Contrairement à d’autres artefacts urbains, l’art de Christo est réversible par définition, transitoire par préméditation. Le 3 octobre en effet, l’un des plus célèbres monuments de Paris réapparaîtra dans son apparence originelle, après quelques jours d’enchantement. De quoi faire rêver par esprit de suite nombre de Parisiens qui voient Paris se transformer bon gré mal gré, sans que l’inspiration soit, loin s’en faut, toujours au rendez-vous. Il n’est que de citer les fontaines des frères Bouroullec, en bas des Champs-Elysées, celles qui hérissent par leur stérile inélégance, les mieux disposés des flâneurs.

Emballer, ensacher, empaqueter, conditionner, sont des actions propres à l’espèce humaine. Elles procèdent de la nécessité de protéger quelque chose ou de l’en parer, afin d’ajouter du plaisir au plaisir. C’est toute la différence entre le paquet simple et le paquet cadeau. Le vêtement n’échappe pas à la règle, entre le tablier du soudeur et la robe du grand couturier. Chaque matin l’homme d’hier et d’aujourd’hui s’emballe, se remballe et quand vient le soir, il se déballe. Jusqu’à son ultime journée où ses proches, dûment vêtus de noir, empaquetteront ses restes.

La langue française pratique avec une grande liberté, l’usage multiple de ses vocables. C’est son agrément. À l’engouement ou la tocade, figure aussi l’emballement, façon de communiquer son enthousiasme pour un film ou un humain. Le cœur, les yeux et l’esprit aiment à s’emballer pour autrui, c’est ainsi, on ne peut pas toujours être morose. Sauf dans le cas d’une action de police bien sûr où le fait d’emballer un individu -allez hop, au ballon- revêt une toute autre motivation. Tout comme de draper un discours politique d’intentions bienveillantes afin de compenser son inconsistance, ça s’est encore vu tout récemment.

Dans ces conditions, l’enveloppement de l’arc de Triomphe avec un tissu coloré oscillant en le bleu et l’argent, devrait nous distraire de nos préoccupations par effet (et soif) d’étonnement, même si la recette est désormais connue.

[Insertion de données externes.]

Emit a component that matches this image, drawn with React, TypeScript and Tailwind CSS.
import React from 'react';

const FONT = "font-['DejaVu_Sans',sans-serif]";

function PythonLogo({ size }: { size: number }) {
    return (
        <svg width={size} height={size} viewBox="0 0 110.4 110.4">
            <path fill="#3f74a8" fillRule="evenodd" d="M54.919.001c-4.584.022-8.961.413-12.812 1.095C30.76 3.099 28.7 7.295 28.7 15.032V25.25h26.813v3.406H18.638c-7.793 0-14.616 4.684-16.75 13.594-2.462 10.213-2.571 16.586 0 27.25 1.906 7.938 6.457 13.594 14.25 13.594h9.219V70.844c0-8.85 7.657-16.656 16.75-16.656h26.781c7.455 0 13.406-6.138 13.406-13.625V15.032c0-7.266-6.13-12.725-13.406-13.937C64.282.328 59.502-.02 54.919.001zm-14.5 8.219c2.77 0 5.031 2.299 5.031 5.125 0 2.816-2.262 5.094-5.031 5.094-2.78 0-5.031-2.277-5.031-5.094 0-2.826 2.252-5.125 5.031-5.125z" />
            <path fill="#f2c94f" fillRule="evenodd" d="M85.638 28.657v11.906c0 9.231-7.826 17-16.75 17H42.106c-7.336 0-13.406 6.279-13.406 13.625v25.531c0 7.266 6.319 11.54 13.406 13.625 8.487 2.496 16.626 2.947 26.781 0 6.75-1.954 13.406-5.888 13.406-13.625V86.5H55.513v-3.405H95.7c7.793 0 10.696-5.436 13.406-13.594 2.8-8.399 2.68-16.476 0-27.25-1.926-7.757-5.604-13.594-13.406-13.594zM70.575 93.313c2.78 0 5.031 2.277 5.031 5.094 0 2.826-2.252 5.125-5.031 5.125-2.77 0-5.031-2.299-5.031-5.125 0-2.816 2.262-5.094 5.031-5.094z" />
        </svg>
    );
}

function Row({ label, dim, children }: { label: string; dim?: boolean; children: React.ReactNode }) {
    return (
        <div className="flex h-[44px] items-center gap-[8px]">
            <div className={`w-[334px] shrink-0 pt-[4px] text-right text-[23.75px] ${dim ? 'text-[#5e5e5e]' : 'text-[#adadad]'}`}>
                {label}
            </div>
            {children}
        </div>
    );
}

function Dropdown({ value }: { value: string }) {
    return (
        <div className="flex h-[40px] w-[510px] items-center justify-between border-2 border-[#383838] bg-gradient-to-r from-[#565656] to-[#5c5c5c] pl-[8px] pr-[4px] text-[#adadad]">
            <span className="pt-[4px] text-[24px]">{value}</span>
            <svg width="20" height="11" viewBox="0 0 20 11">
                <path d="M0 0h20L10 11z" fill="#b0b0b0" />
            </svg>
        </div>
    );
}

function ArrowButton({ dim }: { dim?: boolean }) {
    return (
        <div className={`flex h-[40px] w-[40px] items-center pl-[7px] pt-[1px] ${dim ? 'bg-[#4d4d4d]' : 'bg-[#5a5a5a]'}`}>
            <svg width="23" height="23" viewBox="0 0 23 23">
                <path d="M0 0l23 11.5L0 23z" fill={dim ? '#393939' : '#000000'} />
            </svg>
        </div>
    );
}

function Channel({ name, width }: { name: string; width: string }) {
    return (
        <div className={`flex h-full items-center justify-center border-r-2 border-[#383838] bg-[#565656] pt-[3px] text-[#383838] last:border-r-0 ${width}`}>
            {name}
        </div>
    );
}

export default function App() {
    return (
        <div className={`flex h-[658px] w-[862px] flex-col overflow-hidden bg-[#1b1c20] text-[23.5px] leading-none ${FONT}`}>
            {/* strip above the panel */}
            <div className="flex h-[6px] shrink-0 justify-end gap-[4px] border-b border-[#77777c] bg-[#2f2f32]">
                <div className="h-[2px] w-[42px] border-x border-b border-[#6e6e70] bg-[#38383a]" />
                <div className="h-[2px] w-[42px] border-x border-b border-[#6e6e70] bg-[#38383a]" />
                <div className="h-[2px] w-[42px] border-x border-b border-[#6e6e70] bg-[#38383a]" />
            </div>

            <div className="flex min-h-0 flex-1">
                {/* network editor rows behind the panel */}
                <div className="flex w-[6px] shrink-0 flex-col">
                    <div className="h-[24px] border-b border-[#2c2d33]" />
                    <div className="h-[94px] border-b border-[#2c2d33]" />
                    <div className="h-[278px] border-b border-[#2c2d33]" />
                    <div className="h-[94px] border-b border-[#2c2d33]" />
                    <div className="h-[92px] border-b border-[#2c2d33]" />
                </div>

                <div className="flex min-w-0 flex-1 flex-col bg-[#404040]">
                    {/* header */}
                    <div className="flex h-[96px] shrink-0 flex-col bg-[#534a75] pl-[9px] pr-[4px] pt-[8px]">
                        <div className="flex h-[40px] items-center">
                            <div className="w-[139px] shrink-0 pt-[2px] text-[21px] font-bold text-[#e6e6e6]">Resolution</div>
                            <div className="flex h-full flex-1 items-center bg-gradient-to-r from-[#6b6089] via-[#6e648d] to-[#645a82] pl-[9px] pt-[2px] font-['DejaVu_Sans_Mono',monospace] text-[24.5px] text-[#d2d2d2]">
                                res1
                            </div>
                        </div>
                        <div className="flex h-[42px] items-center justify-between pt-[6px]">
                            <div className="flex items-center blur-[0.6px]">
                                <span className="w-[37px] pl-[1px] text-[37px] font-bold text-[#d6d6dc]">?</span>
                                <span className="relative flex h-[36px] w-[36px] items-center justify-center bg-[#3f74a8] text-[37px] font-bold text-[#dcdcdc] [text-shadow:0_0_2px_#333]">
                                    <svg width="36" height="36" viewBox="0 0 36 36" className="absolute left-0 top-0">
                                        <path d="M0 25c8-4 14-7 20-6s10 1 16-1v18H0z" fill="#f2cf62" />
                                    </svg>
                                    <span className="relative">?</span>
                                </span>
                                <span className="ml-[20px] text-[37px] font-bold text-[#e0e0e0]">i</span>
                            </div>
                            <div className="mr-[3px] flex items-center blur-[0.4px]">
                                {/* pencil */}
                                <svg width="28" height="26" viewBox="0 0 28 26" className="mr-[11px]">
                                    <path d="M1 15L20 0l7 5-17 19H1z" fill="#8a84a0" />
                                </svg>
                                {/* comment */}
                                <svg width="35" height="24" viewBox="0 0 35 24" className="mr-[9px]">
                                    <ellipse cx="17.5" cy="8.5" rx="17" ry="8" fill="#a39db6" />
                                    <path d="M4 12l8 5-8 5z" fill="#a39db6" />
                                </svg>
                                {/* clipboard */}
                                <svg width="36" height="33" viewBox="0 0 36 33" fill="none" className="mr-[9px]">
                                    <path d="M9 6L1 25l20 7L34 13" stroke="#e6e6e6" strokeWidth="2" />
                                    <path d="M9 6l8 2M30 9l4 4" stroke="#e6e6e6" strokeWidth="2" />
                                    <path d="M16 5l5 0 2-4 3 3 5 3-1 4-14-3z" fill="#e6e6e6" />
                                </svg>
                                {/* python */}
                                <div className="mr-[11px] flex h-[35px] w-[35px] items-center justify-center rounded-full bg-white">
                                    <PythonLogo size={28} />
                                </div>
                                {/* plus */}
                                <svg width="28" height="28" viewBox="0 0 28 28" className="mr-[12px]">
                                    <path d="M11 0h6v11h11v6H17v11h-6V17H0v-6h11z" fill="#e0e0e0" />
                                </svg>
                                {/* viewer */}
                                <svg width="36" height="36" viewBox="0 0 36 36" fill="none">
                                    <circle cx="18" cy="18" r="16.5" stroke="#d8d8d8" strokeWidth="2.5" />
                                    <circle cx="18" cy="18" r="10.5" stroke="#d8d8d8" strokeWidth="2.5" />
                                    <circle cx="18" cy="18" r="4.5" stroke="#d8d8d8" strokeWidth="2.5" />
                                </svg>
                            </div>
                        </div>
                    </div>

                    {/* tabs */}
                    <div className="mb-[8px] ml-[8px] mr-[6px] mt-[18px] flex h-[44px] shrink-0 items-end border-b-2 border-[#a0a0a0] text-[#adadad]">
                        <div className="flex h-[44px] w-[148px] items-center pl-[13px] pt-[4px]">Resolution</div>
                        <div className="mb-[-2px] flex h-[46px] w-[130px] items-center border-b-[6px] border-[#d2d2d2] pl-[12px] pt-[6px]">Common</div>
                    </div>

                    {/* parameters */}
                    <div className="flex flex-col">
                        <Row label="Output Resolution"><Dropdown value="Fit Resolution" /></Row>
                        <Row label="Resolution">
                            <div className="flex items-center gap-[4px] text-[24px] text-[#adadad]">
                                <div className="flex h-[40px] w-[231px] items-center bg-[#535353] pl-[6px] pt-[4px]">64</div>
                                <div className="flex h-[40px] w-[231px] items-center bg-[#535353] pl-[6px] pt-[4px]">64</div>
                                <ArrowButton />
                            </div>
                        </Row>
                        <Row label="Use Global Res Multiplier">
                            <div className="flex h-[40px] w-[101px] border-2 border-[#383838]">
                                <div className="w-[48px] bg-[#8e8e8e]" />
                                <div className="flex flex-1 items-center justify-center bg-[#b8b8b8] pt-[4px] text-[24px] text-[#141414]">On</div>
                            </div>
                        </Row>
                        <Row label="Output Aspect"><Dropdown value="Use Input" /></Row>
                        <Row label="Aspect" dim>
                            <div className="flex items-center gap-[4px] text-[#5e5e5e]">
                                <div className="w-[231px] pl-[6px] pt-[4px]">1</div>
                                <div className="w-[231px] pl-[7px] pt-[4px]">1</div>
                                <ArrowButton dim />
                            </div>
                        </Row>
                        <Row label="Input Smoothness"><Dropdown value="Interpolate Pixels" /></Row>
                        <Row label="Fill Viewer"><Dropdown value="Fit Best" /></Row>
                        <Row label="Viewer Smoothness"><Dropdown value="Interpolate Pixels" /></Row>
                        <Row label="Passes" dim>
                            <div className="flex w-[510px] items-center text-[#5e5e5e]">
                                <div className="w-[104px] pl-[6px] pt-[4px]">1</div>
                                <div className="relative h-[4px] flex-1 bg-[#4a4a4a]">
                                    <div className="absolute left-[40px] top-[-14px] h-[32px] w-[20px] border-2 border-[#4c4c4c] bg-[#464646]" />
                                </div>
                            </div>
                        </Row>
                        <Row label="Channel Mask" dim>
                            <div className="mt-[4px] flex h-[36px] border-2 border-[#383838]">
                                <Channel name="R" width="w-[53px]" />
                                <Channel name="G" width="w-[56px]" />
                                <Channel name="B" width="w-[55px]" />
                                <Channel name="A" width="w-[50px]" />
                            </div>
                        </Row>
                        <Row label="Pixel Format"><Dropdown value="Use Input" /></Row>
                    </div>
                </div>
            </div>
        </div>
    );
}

Toute la joie du packaging comme l’on dit en anglais, nous fera provisoirement du bien. D’autant que l’emballage n’est plus vraiment de saison. Les voix écologistes sont là pour nous rappeler le vilain bilan carbone du conditionnement sous toutes ses formes. Les supermarchés se mettent progressivement au vrac dans la mesure du possible. Encore que recueillir son besoin en noisettes nécessite tout de même un sac en papier (nous ne sommes pas des écureuils) et que l’on ne peut décemment, faire directement passer le poisson du marché gisant sur son étal de glace, à la poche de son pantalon. Sauf à le manger sur place ce qui est peut-être la prochaine étape d’une économie circulaire dont on ne cesse de nous vanter les bienfaits.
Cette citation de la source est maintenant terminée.